E ainda que por motivos diferentes, eles se concentram no mesmo alvo: os nódulos de manganês. Esse é o tesouro que as mineradoras querem extrair e os ambientalistas querem preservar.
Esses nódulos, do tamanho de uma bola de beisebol, são acumulações de minerais especialmente ricos em cobre, níquel e cobalto, que são usados na produção de grande parte dos equipamentos tecnológicos que usamos todos os dias.
Cada uma dessas "pedras" leva entre milhares e milhões de anos para se formar.
Ainda que não existam cálculos exatos, estima-se que a CCZ poderia abrigar 27 milhões de toneladas de nódulos.
Não se sabe, entretanto, se essa quantidade toda será acessível.
Mas Michael Johnston, da Nautilus Minerals, calcula que, no ritmo do consumo de hoje, a CCZ terá cobre o suficiente para abastecer o mundo durante os próximos 30 anos.
Biólogos e ambientalistas descobriram que, de alguma maneira, todo o ecossistema da CCZ está conectado aos nódulos.
Algumas espécies de esponjas e anêmonas precisam da superfície dura dos nódulos para viver. Vídeos gravados na CCZ também mostram que nos lugares onde há mais nódulos há uma quantidade maior de peixes, com tamanho e diversidade maiores que espécies em áreas com menos nódulos.
"Isso tem grandes implicações", diz Leitner, "porque basicamente o que a mineração faz é retirar esses módulos para sempre."
Os especialistas advertem que é preciso fazer mais investigações para medir com precisão qual será o impacto da mineração sobre esse ecossistema.
Na semana passada, um grupo de cientistas - alguns deles financiados pela Nautilus para explorar a CCZ - publicaram uma carta na revista científica Nature na qual afirmam que "é provável que a maior parte da perda da biodiversidade causada pela mineração no fundo do mar dure para sempre".
Johnston, respondeu às advertências dos cientistas dizendo que estes "foram longe demais".
"Ninguém está tentando destruir essa região, estamos vendo o que se pode fazer causando o menor impacto possível.
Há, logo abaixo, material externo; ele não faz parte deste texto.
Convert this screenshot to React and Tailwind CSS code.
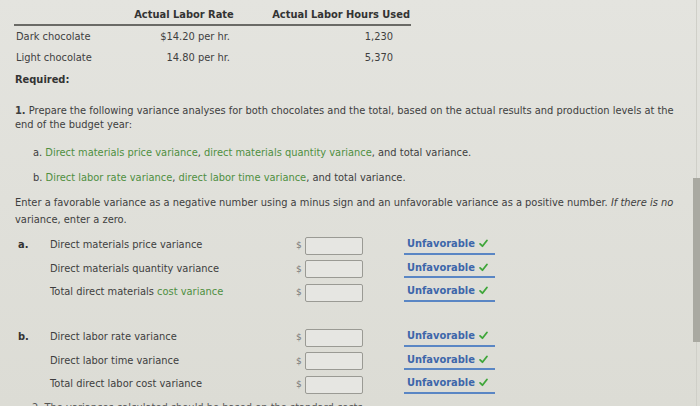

A mineração submarina é uma oportunidade para não repetirmos os erros cometidos na mineração terrestre."
Os cientistas se esforçam agora para fazer um diagnóstico da região que permita regular a exploração da área.
Já as empresas de mineração também se preparam para quando chegar o momento de poder extrair os nódulos.
"Me preocupa que a tecnologia mineradora avança muito mais rápido que a ciência que poderia proteger a região Clarion-Clipperton", disse à BBC Mundo Craig Smith, o principal pesquisador do projeto Abyssline e professor de oceanografia da Universidade do Havaí.
Quem manda na CCZ?
A CCZ é Patrimônio da Humanidade, ou seja, nenhum país pode declarar soberania sobre ela.
A entidade encarregada de mediar os interesses mineradores e a proteção do meio ambiente na CCZ é a Autoridade Internacional dos Fundos Marinhas (ISA, na sigla em inglês), um órgão ligado à ONU.
A ISA, da qual fazem parte 167 países e a União Europeia, organiza e controla as atividades que são realizadas no fundo do mar nas águas internacionais, ou seja, não responde à jurisdição de nenhum país.
A ISA outorgou 16 licenças de exploração com fins de mineração na CCZ.
Entre os contratantes, estão governos de países membros da ISA e companhias privadas patrocinadas por esses países.
Hoje, a CCZ tem 32% do seu território sob contratos de exploração, 35% definido como área protegida e 33% reservado para exploração por parte de países em desenvolvimento.
A ISA está desenvolvendo um regulamento para a exploração que deve ficar pronto até 2020.
Uma das regras que já estão definidas é que, quando a exploração começar, os benefícios provenientes dos recursos minerais encontrados serão divididos de forma igualitária entre os países membros da ISA.
Calcula-se que a exploração mineira na CCZ comece em entre 5 a 10 anos, mas, até agora, nenhuma das 16 companhias ou consórcios com presença na região manifestaram um interesse explícito em dar início à extração.
Mineradoras e cientistas continuam sua corrida contra o tempo - e dos seus esforços dependerá o futuro dessa região enigmática que pertence a toda a humanidade.